All of the performances in the film are strong, and the casting is spot-on, from the leads down to the smallest bit-parts, which include Joshua Warrior (better known as a comedian) as wary local man Oscar, and Mark Coe, a schoolkid from Coober Pedy, as Charlie’s estranged son, Zac. Sen has a history of coaching great performances from young, non-professional actors, and the kids – Coe, Alexis Lennon as Jessie, and Tiana Hartwig as Ava – are impressive.

In the closing shot, as Travis heads out of town back across the desert, the drone camera tracks across the bleached-out, denuded minefield, up high across the perforated land, the guts ripped out of it by the mine shafts – the magnificence, the destruction, the epic scale, the beauty and the tragedy of this place, all in a single shot. The widescreen cinematography glides over this spectacular, devastated carcass as the preacher’s voice rises again on the radio, like a final testament commenting on the action.

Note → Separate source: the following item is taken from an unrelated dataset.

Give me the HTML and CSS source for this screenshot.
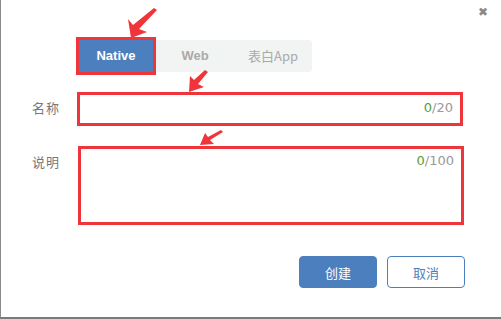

In a mark of Sen’s flair for cinematic nuance, there is a symmetry between this final shot and the opening shot of the film. At the opening, as a young girl’s hand (Charlotte’s) paints dots on an artwork, the dots dissolve into pebbles and then into the gravelly verge. In the closing shot of the eviscerated land, it’s as if the dots that paint the story of this country have been stomped down into the ground and only the blackened scars remain. The two sequences that bookend the film – the only two in the film modulated by music – nest the narrative in a context of Country and culture bigger, more profound, than this particular story, in a condensed, experiential way that only cinema can do.

Limbo is that rare film that leaves us with lots of questions, wanting to think more about it, talk about, see it again. This accomplished film needs to be seen on the big screen to fully appreciate its power and resonance.


 

Limbo (Bunya Productions) opens in cinemas nationally on 18 May 2023.